* [Given request]:
Skip every image and restate the data word for word.

* [Supplied data]:
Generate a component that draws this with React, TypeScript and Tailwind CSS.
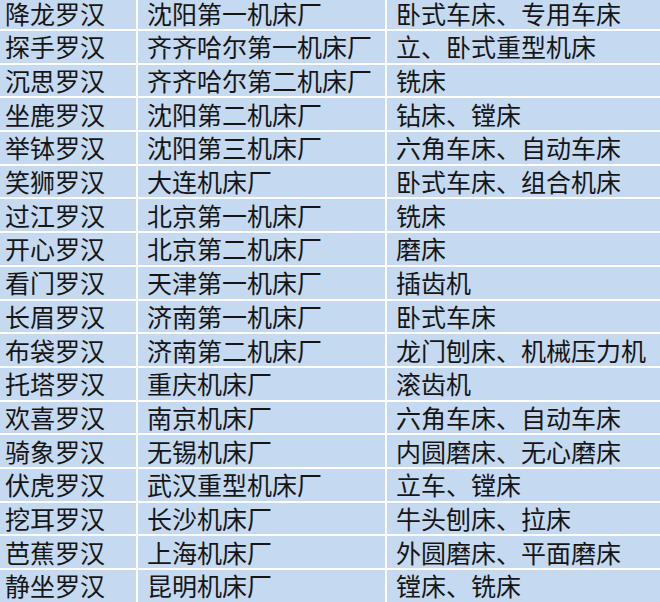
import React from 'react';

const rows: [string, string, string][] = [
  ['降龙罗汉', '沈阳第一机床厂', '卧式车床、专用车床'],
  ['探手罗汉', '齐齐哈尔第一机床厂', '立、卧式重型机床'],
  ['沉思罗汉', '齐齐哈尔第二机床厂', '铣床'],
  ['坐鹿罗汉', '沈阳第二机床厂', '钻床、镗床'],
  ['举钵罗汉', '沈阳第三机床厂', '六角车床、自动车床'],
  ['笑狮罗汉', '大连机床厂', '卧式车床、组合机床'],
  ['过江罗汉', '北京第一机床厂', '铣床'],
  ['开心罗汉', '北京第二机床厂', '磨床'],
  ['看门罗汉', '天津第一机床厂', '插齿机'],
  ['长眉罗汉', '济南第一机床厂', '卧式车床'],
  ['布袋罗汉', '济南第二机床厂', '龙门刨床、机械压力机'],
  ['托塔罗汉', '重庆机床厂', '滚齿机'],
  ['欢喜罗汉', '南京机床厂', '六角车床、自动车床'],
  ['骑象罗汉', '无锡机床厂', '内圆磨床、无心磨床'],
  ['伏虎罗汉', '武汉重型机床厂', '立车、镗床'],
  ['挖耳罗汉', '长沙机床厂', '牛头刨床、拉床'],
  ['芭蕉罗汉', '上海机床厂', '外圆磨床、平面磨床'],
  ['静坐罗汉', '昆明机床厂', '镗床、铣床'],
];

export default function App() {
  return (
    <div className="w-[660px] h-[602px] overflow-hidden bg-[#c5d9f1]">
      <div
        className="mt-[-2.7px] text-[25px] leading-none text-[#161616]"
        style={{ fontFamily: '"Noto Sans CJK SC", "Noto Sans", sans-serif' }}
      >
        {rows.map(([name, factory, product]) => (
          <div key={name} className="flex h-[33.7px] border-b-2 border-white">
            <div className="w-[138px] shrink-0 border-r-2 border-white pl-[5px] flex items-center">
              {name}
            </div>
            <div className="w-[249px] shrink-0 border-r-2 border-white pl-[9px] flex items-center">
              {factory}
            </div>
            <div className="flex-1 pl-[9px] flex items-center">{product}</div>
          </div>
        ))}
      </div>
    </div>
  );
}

* [Task output]:
Generate a component that draws this with React, TypeScript and Tailwind CSS.
import React from 'react';

const rows: [string, string, string][] = [
  ['降龙罗汉', '沈阳第一机床厂', '卧式车床、专用车床'],
  ['探手罗汉', '齐齐哈尔第一机床厂', '立、卧式重型机床'],
  ['沉思罗汉', '齐齐哈尔第二机床厂', '铣床'],
  ['坐鹿罗汉', '沈阳第二机床厂', '钻床、镗床'],
  ['举钵罗汉', '沈阳第三机床厂', '六角车床、自动车床'],
  ['笑狮罗汉', '大连机床厂', '卧式车床、组合机床'],
  ['过江罗汉', '北京第一机床厂', '铣床'],
  ['开心罗汉', '北京第二机床厂', '磨床'],
  ['看门罗汉', '天津第一机床厂', '插齿机'],
  ['长眉罗汉', '济南第一机床厂', '卧式车床'],
  ['布袋罗汉', '济南第二机床厂', '龙门刨床、机械压力机'],
  ['托塔罗汉', '重庆机床厂', '滚齿机'],
  ['欢喜罗汉', '南京机床厂', '六角车床、自动车床'],
  ['骑象罗汉', '无锡机床厂', '内圆磨床、无心磨床'],
  ['伏虎罗汉', '武汉重型机床厂', '立车、镗床'],
  ['挖耳罗汉', '长沙机床厂', '牛头刨床、拉床'],
  ['芭蕉罗汉', '上海机床厂', '外圆磨床、平面磨床'],
  ['静坐罗汉', '昆明机床厂', '镗床、铣床'],
];

export default function App() {
  return (
    <div className="w-[660px] h-[602px] overflow-hidden bg-[#c5d9f1]">
      <div
        className="mt-[-2.7px] text-[25px] leading-none text-[#161616]"
        style={{ fontFamily: '"Noto Sans CJK SC", "Noto Sans", sans-serif' }}
      >
        {rows.map(([name, factory, product]) => (
          <div key={name} className="flex h-[33.7px] border-b-2 border-white">
            <div className="w-[138px] shrink-0 border-r-2 border-white pl-[5px] flex items-center">
              {name}
            </div>
            <div className="w-[249px] shrink-0 border-r-2 border-white pl-[9px] flex items-center">
              {factory}
            </div>
            <div className="flex-1 pl-[9px] flex items-center">{product}</div>
          </div>
        ))}
      </div>
    </div>
  );
}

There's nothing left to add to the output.